Как-то вечером должна сниматься сцена визита Атоса к королеве Анне. Ждем в служебных помещениях. Сыро, холодно и голодно. В нашу комнату заходит Алиса Фрейндлих, берет термос, наливает себе чаю… Исподтишка наблюдаю за ее движениями, за ее статью, за ее улыбкой и манерой говорить. На платье героини Алиса Бруновна набросила кофту. Движения актрисы домашние. Просто, без участия камеры, света прожекторов и красивой музыки, я оказался в королевском окружении. Именно домашние, незначительные бытовые жесты подтверждали истинное королевское величие Фрейндлих. Как сказал мой герой у Булгакова в «Мастере и Маргарите»: «Кровь — великое дело».
ИЗ ДОСЬЕ «КП»
Вениамин СМЕХОВ родился в Москве. С детства играл в драмкружке во Дворце пионеров. Окончил театральное училище им. Щукина, с 1962 года служил в Театре на Таганке, с 1985 по 1987 год — в «Современнике», откуда вновь вернулся в Театр на Таганке.

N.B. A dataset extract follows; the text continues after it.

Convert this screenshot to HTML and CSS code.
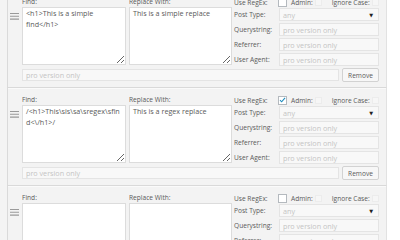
FILE: index.html
```html
<!DOCTYPE html>
<html lang="en">
<head>
    <meta charset="UTF-8">
    <meta name="viewport" content="width=device-width, initial-scale=1.0">
    <title>Find and Replace Rules</title>
    <link rel="stylesheet" href="styles.css">
</head>
<body>
    <div class="rules">
        <div class="rule">
            <div class="rule-top">
                <div class="handle">
                    <svg width="9" height="7" viewBox="0 0 9 7"><path d="M0 0.5H9M0 3.3H9M0 6.1H9" stroke="#9a9a9a" stroke-width="1.1"/></svg>
                </div>
                <div class="col col-find">
                    <label>Find:</label>
                    <textarea>&lt;h1&gt;This is a simple find&lt;/h1&gt;</textarea>
                </div>
                <div class="col col-replace">
                    <label>Replace With:</label>
                    <textarea>This is a simple replace</textarea>
                </div>
                <div class="options">
                    <div class="flags">
                        <span class="flag-label">Use RegEx:</span>
                        <span class="check"></span>
                        <span class="flag-label admin">Admin:</span>
                        <span class="check faint"></span>
                        <span class="flag-label ignore">Ignore Case:</span>
                        <span class="check faint"></span>
                    </div>
                    <div class="field"><span class="field-label">Post Type:</span><div class="select"><span>any</span><span class="arrow">&#9660;</span></div></div>
                    <div class="field"><span class="field-label">Querystring:</span><input disabled placeholder="pro version only"></div>
                    <div class="field"><span class="field-label">Referrer:</span><input disabled placeholder="pro version only"></div>
                    <div class="field"><span class="field-label">User Agent:</span><input disabled placeholder="pro version only"></div>
                </div>
            </div>
            <div class="rule-bottom">
                <input class="pro" disabled placeholder="pro version only">
                <button class="remove">Remove</button>
            </div>
        </div>

        <div class="rule">
            <div class="rule-top">
                <div class="handle">
                    <svg width="9" height="7" viewBox="0 0 9 7"><path d="M0 0.5H9M0 3.3H9M0 6.1H9" stroke="#9a9a9a" stroke-width="1.1"/></svg>
                </div>
                <div class="col col-find">
                    <label>Find:</label>
                    <textarea>/&lt;h1&gt;This\sis\sa\sregex\sfin
d&lt;\/h1&gt;/</textarea>
                </div>
                <div class="col col-replace">
                    <label>Replace With:</label>
                    <textarea>This is a regex replace</textarea>
                </div>
                <div class="options">
                    <div class="flags">
                        <span class="flag-label">Use RegEx:</span>
                        <span class="check checked"><svg width="9" height="8" viewBox="0 0 9 8"><path d="M1.3 4.2L3.4 6.3L7.8 1.2" fill="none" stroke="#1e8cbe" stroke-width="1.4"/></svg></span>
                        <span class="flag-label admin">Admin:</span>
                        <span class="check faint"></span>
                        <span class="flag-label ignore">Ignore Case:</span>
                        <span class="check faint"></span>
                    </div>
                    <div class="field"><span class="field-label">Post Type:</span><div class="select"><span>any</span><span class="arrow">&#9660;</span></div></div>
                    <div class="field"><span class="field-label">Querystring:</span><input disabled placeholder="pro version only"></div>
                    <div class="field"><span class="field-label">Referrer:</span><input disabled placeholder="pro version only"></div>
                    <div class="field"><span class="field-label">User Agent:</span><input disabled placeholder="pro version only"></div>
                </div>
            </div>
            <div class="rule-bottom">
                <input class="pro" disabled placeholder="pro version only">
                <button class="remove">Remove</button>
            </div>
        </div>

        <div class="rule">
            <div class="rule-top">
                <div class="handle">
                    <svg width="9" height="7" viewBox="0 0 9 7"><path d="M0 0.5H9M0 3.3H9M0 6.1H9" stroke="#9a9a9a" stroke-width="1.1"/></svg>
                </div>
                <div class="col col-find">
                    <label>Find:</label>
                    <textarea></textarea>
                </div>
                <div class="col col-replace">
                    <label>Replace With:</label>
                    <textarea></textarea>
                </div>
                <div class="options">
                    <div class="flags">
                        <span class="flag-label">Use RegEx:</span>
                        <span class="check"></span>
                        <span class="flag-label admin">Admin:</span>
                        <span class="check faint"></span>
                        <span class="flag-label ignore">Ignore Case:</span>
                        <span class="check faint"></span>
                    </div>
                    <div class="field"><span class="field-label">Post Type:</span><div class="select"><span>any</span><span class="arrow">&#9660;</span></div></div>
                    <div class="field"><span class="field-label">Querystring:</span><input disabled placeholder="pro version only"></div>
                    <div class="field"><span class="field-label">Referrer:</span><input disabled placeholder="pro version only"></div>
                    <div class="field"><span class="field-label">User Agent:</span><input disabled placeholder="pro version only"></div>
                </div>
            </div>
            <div class="rule-bottom">
                <input class="pro" disabled placeholder="pro version only">
                <button class="remove">Remove</button>
            </div>
        </div>
    </div>
</body>
</html>
```

FILE: styles.css
```css
body {
    margin: 0;
    background-color: #fff;
    font-family: "Open Sans", "DejaVu Sans", sans-serif;
    color: #5a5a5a;
    overflow: hidden;
}
.rules {
    width: 380px;
    margin-top: -11px;
    padding-left: 7px;
    background-color: #f4f4f4;
}
.rule {
    border-left: 1px solid #dadada;
    border-right: 1px solid #e2e2e2;
    border-top: 1px solid #d9d9d9;
    box-shadow: inset 0 1px 0 #fafafa;
    background-color: #f3f3f3;
    padding: 7px 6px 5px 0;
}
.rule-top {
    display: flex;
    height: 69px;
}
.handle {
    width: 14px;
    padding: 16px 0 0 2px;
    box-sizing: border-box;
}
.handle svg {
    display: block;
}
.col {
    display: flex;
    flex-direction: column;
}
.col-find {
    width: 104px;
    margin-right: 3px;
}
.col-replace {
    width: 103px;
    margin-right: 2px;
}
.col label {
    font-size: 6.6px;
    line-height: 10px;
    height: 10px;
}
textarea {
    height: 58px;
    box-sizing: border-box;
    margin: 0;
    padding: 0 3px;
    border: 1px solid #dcdcdc;
    background-color: #fff;
    font-family: "Open Sans", "DejaVu Sans", sans-serif;
    font-size: 7.2px;
    line-height: 11px;
    color: #5a5a5a;
    resize: vertical;
}
.options {
    width: 145px;
}
.flags {
    display: flex;
    align-items: center;
    height: 11px;
    font-size: 6.6px;
    white-space: nowrap;
}
.flag-label {
    width: 44px;
}
.flag-label.admin {
    width: auto;
    margin-left: 4px;
}
.flag-label.ignore {
    width: auto;
    margin-left: 10px;
}
.check {
    flex: none;
    width: 9px;
    height: 9px;
    box-sizing: border-box;
    border: 1px solid #b4b9be;
    background-color: #fff;
    display: flex;
    align-items: center;
    justify-content: center;
}
.check svg {
    margin-top: -1px;
}
.check.faint {
    width: 7px;
    height: 7px;
    margin-left: 2px;
    border-color: #ececec;
    background-color: #f6f6f6;
}
.field {
    display: flex;
    align-items: center;
    margin-bottom: 2px;
}
.field-label {
    width: 45px;
    font-size: 6.6px;
    white-space: nowrap;
}
.select,
.field input {
    width: 100px;
    height: 13px;
    box-sizing: border-box;
    border: 1px solid #e4e4e4;
    background-color: #f8f8f8;
    font-family: "Open Sans", "DejaVu Sans", sans-serif;
    font-size: 7.2px;
    margin: 0;
    padding: 0 3px;
}
.select {
    display: flex;
    align-items: center;
    justify-content: space-between;
    color: #c4c4c4;
}
.arrow {
    color: #222;
    font-size: 5px;
    margin-right: 2px;
}
input::placeholder {
    color: #c4c4c4;
}
.rule-bottom {
    display: flex;
    align-items: center;
    margin: 2px 0 0 14px;
    height: 14px;
}
.pro {
    width: 317px;
    height: 12px;
    box-sizing: border-box;
    margin: 0 3px 0 0;
    padding: 0 3px;
    border: 1px solid #e4e4e4;
    background-color: #f8f8f8;
    font-family: "Open Sans", "DejaVu Sans", sans-serif;
    font-size: 7.2px;
}
.remove {
    width: 37px;
    height: 14px;
    box-sizing: border-box;
    padding: 0;
    border: 1px solid #d2d2d2;
    border-radius: 2px;
    background-color: #f7f7f7;
    font-family: "Open Sans", "DejaVu Sans", sans-serif;
    font-size: 6.6px;
    color: #5a5a5a;
}
```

Первая жена Алла Смехова, редактор радио, родила артисту дочерей Елену и Алику.
Вторая жена — Галина Аксенова, киновед.

Одна из любимых женщин актера — жена Галина.
Фото: Михаил ФРОЛОВ
А БЫЛ ЕЩЕ СЛУЧАЙ
Финальный плевок верблюда
— Юра Хилькевич не хотел следовать финалу у Дюма, хотел смерть мушкетеров заменить кадрами ухода героев в жаркие страны, в пески, в прекрасное никуда. Он придумал сохранить нам жизнь, чтобы мы дружно растворились на горизонте, но не на лошадях, а на двугорбом виде транспорта. Интересно, что же нашептал Дюма-отец, очевидно, в нетрезвом состоянии, Юре-режиссеру, что тот убедил нас именно на верблюдах завершить шестисерийное путешествие?
Прибыли мы в Каракумы. Боярский первым попробовал проехаться — из гасконского благородства. Мой горбатый гигант был мужчиной. У Портоса — тоже. Благодушный Арамис расселся между горбами дамы. Муж-верблюд, видимо, разок обидел свою «верблюдочку», и она ответила ему хрестоматийным плевком. Как же я в детстве, в Московском зоопарке, мечтал увидеть, как плюются верблюды! Но они, вероятно, делают это только на воле. И вот мечта сбылась: мне 50 лет, я сижу верхом на верблюде, и его подружка плюет широко и интересно — прямо на воле, в пустыне.